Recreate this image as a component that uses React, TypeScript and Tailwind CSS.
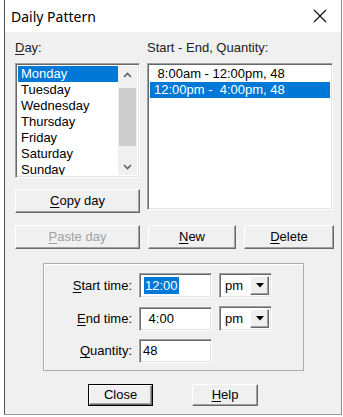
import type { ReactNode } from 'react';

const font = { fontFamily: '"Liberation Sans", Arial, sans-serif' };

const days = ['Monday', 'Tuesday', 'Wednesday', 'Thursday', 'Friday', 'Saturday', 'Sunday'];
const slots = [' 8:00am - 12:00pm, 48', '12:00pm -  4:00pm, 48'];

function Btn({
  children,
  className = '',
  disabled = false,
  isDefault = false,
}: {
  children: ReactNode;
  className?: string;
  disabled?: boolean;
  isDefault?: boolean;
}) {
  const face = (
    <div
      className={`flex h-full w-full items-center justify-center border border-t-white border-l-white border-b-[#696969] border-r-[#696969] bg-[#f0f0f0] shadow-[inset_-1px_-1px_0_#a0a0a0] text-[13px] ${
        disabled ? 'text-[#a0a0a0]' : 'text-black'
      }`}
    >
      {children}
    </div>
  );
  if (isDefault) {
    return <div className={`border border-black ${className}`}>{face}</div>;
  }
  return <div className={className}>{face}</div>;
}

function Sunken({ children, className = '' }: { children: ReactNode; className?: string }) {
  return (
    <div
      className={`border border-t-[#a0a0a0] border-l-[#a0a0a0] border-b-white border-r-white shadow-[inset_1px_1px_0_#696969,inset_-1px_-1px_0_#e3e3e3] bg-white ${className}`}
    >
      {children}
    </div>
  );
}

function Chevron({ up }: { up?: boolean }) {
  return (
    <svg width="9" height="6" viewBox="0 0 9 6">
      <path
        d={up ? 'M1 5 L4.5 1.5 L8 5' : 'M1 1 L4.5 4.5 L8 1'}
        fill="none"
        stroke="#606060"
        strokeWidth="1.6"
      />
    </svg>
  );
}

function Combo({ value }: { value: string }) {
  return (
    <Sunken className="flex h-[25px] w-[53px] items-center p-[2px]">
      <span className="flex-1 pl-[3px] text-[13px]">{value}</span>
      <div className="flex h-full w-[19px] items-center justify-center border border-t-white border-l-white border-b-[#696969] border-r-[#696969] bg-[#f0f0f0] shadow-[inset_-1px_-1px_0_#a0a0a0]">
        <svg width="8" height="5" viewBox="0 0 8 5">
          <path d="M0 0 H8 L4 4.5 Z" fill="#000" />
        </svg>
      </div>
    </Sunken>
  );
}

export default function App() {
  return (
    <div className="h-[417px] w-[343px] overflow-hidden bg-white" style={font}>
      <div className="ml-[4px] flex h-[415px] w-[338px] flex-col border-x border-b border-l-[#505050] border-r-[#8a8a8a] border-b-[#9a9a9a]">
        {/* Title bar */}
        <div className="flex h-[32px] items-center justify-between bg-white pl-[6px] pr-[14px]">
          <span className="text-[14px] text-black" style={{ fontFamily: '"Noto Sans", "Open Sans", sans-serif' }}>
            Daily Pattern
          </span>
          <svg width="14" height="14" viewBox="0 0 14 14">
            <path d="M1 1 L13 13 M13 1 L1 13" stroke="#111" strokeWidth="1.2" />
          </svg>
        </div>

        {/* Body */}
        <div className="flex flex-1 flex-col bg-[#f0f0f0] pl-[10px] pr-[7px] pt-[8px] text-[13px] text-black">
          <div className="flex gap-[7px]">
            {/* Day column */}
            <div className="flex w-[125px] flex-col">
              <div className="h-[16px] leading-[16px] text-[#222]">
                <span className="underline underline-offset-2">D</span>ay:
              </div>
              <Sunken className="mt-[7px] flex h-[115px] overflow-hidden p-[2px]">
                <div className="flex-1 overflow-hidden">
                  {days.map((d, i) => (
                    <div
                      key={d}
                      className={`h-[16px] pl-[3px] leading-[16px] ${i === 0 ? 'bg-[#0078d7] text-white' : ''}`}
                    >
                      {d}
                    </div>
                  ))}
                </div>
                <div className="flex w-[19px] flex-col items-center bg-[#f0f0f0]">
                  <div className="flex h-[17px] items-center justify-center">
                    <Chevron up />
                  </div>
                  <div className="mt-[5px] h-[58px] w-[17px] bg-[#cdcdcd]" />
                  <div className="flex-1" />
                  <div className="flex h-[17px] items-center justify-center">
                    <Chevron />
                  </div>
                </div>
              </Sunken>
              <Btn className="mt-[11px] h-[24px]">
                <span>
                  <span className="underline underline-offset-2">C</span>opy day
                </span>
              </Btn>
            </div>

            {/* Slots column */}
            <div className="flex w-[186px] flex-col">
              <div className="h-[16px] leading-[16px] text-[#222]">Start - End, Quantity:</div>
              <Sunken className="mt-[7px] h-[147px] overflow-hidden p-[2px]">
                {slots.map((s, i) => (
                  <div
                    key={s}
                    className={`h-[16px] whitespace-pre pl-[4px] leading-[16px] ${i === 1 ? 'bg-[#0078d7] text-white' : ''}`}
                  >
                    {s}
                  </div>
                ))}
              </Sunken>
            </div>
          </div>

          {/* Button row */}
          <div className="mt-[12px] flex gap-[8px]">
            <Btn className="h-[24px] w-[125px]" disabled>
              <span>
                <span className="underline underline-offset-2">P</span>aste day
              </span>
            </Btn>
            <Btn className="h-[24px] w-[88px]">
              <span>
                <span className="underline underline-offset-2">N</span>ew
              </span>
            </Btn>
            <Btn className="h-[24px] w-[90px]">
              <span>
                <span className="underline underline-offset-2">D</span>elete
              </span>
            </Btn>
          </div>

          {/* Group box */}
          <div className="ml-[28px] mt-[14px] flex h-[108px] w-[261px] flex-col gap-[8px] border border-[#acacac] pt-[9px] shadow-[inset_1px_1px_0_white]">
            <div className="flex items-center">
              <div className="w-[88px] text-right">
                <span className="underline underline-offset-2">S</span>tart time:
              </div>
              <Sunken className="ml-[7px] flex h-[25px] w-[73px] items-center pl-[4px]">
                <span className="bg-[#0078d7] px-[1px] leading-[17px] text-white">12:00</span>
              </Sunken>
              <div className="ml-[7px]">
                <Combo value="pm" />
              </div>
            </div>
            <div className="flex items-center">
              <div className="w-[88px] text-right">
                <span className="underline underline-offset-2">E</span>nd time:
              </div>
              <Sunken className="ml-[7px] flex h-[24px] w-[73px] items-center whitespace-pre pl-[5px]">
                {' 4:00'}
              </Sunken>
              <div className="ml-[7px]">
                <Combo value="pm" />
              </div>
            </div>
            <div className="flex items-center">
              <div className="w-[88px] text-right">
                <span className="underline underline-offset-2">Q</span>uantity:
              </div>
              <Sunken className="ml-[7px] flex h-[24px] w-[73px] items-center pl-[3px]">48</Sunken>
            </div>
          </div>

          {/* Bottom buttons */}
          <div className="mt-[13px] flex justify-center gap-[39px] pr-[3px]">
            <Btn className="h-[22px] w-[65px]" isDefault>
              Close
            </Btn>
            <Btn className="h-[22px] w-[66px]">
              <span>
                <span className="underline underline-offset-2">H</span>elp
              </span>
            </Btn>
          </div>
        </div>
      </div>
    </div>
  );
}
--------------------
Your task - Write the full listing out again with every line unchanged, but include no pictures.

Reply -
Recreate this image as a component that uses React, TypeScript and Tailwind CSS.
import type { ReactNode } from 'react';

const font = { fontFamily: '"Liberation Sans", Arial, sans-serif' };

const days = ['Monday', 'Tuesday', 'Wednesday', 'Thursday', 'Friday', 'Saturday', 'Sunday'];
const slots = [' 8:00am - 12:00pm, 48', '12:00pm -  4:00pm, 48'];

function Btn({
  children,
  className = '',
  disabled = false,
  isDefault = false,
}: {
  children: ReactNode;
  className?: string;
  disabled?: boolean;
  isDefault?: boolean;
}) {
  const face = (
    <div
      className={`flex h-full w-full items-center justify-center border border-t-white border-l-white border-b-[#696969] border-r-[#696969] bg-[#f0f0f0] shadow-[inset_-1px_-1px_0_#a0a0a0] text-[13px] ${
        disabled ? 'text-[#a0a0a0]' : 'text-black'
      }`}
    >
      {children}
    </div>
  );
  if (isDefault) {
    return <div className={`border border-black ${className}`}>{face}</div>;
  }
  return <div className={className}>{face}</div>;
}

function Sunken({ children, className = '' }: { children: ReactNode; className?: string }) {
  return (
    <div
      className={`border border-t-[#a0a0a0] border-l-[#a0a0a0] border-b-white border-r-white shadow-[inset_1px_1px_0_#696969,inset_-1px_-1px_0_#e3e3e3] bg-white ${className}`}
    >
      {children}
    </div>
  );
}

function Chevron({ up }: { up?: boolean }) {
  return (
    <svg width="9" height="6" viewBox="0 0 9 6">
      <path
        d={up ? 'M1 5 L4.5 1.5 L8 5' : 'M1 1 L4.5 4.5 L8 1'}
        fill="none"
        stroke="#606060"
        strokeWidth="1.6"
      />
    </svg>
  );
}

function Combo({ value }: { value: string }) {
  return (
    <Sunken className="flex h-[25px] w-[53px] items-center p-[2px]">
      <span className="flex-1 pl-[3px] text-[13px]">{value}</span>
      <div className="flex h-full w-[19px] items-center justify-center border border-t-white border-l-white border-b-[#696969] border-r-[#696969] bg-[#f0f0f0] shadow-[inset_-1px_-1px_0_#a0a0a0]">
        <svg width="8" height="5" viewBox="0 0 8 5">
          <path d="M0 0 H8 L4 4.5 Z" fill="#000" />
        </svg>
      </div>
    </Sunken>
  );
}

export default function App() {
  return (
    <div className="h-[417px] w-[343px] overflow-hidden bg-white" style={font}>
      <div className="ml-[4px] flex h-[415px] w-[338px] flex-col border-x border-b border-l-[#505050] border-r-[#8a8a8a] border-b-[#9a9a9a]">
        {/* Title bar */}
        <div className="flex h-[32px] items-center justify-between bg-white pl-[6px] pr-[14px]">
          <span className="text-[14px] text-black" style={{ fontFamily: '"Noto Sans", "Open Sans", sans-serif' }}>
            Daily Pattern
          </span>
          <svg width="14" height="14" viewBox="0 0 14 14">
            <path d="M1 1 L13 13 M13 1 L1 13" stroke="#111" strokeWidth="1.2" />
          </svg>
        </div>

        {/* Body */}
        <div className="flex flex-1 flex-col bg-[#f0f0f0] pl-[10px] pr-[7px] pt-[8px] text-[13px] text-black">
          <div className="flex gap-[7px]">
            {/* Day column */}
            <div className="flex w-[125px] flex-col">
              <div className="h-[16px] leading-[16px] text-[#222]">
                <span className="underline underline-offset-2">D</span>ay:
              </div>
              <Sunken className="mt-[7px] flex h-[115px] overflow-hidden p-[2px]">
                <div className="flex-1 overflow-hidden">
                  {days.map((d, i) => (
                    <div
                      key={d}
                      className={`h-[16px] pl-[3px] leading-[16px] ${i === 0 ? 'bg-[#0078d7] text-white' : ''}`}
                    >
                      {d}
                    </div>
                  ))}
                </div>
                <div className="flex w-[19px] flex-col items-center bg-[#f0f0f0]">
                  <div className="flex h-[17px] items-center justify-center">
                    <Chevron up />
                  </div>
                  <div className="mt-[5px] h-[58px] w-[17px] bg-[#cdcdcd]" />
                  <div className="flex-1" />
                  <div className="flex h-[17px] items-center justify-center">
                    <Chevron />
                  </div>
                </div>
              </Sunken>
              <Btn className="mt-[11px] h-[24px]">
                <span>
                  <span className="underline underline-offset-2">C</span>opy day
                </span>
              </Btn>
            </div>

            {/* Slots column */}
            <div className="flex w-[186px] flex-col">
              <div className="h-[16px] leading-[16px] text-[#222]">Start - End, Quantity:</div>
              <Sunken className="mt-[7px] h-[147px] overflow-hidden p-[2px]">
                {slots.map((s, i) => (
                  <div
                    key={s}
                    className={`h-[16px] whitespace-pre pl-[4px] leading-[16px] ${i === 1 ? 'bg-[#0078d7] text-white' : ''}`}
                  >
                    {s}
                  </div>
                ))}
              </Sunken>
            </div>
          </div>

          {/* Button row */}
          <div className="mt-[12px] flex gap-[8px]">
            <Btn className="h-[24px] w-[125px]" disabled>
              <span>
                <span className="underline underline-offset-2">P</span>aste day
              </span>
            </Btn>
            <Btn className="h-[24px] w-[88px]">
              <span>
                <span className="underline underline-offset-2">N</span>ew
              </span>
            </Btn>
            <Btn className="h-[24px] w-[90px]">
              <span>
                <span className="underline underline-offset-2">D</span>elete
              </span>
            </Btn>
          </div>

          {/* Group box */}
          <div className="ml-[28px] mt-[14px] flex h-[108px] w-[261px] flex-col gap-[8px] border border-[#acacac] pt-[9px] shadow-[inset_1px_1px_0_white]">
            <div className="flex items-center">
              <div className="w-[88px] text-right">
                <span className="underline underline-offset-2">S</span>tart time:
              </div>
              <Sunken className="ml-[7px] flex h-[25px] w-[73px] items-center pl-[4px]">
                <span className="bg-[#0078d7] px-[1px] leading-[17px] text-white">12:00</span>
              </Sunken>
              <div className="ml-[7px]">
                <Combo value="pm" />
              </div>
            </div>
            <div className="flex items-center">
              <div className="w-[88px] text-right">
                <span className="underline underline-offset-2">E</span>nd time:
              </div>
              <Sunken className="ml-[7px] flex h-[24px] w-[73px] items-center whitespace-pre pl-[5px]">
                {' 4:00'}
              </Sunken>
              <div className="ml-[7px]">
                <Combo value="pm" />
              </div>
            </div>
            <div className="flex items-center">
              <div className="w-[88px] text-right">
                <span className="underline underline-offset-2">Q</span>uantity:
              </div>
              <Sunken className="ml-[7px] flex h-[24px] w-[73px] items-center pl-[3px]">48</Sunken>
            </div>
          </div>

          {/* Bottom buttons */}
          <div className="mt-[13px] flex justify-center gap-[39px] pr-[3px]">
            <Btn className="h-[22px] w-[65px]" isDefault>
              Close
            </Btn>
            <Btn className="h-[22px] w-[66px]">
              <span>
                <span className="underline underline-offset-2">H</span>elp
              </span>
            </Btn>
          </div>
        </div>
      </div>
    </div>
  );
}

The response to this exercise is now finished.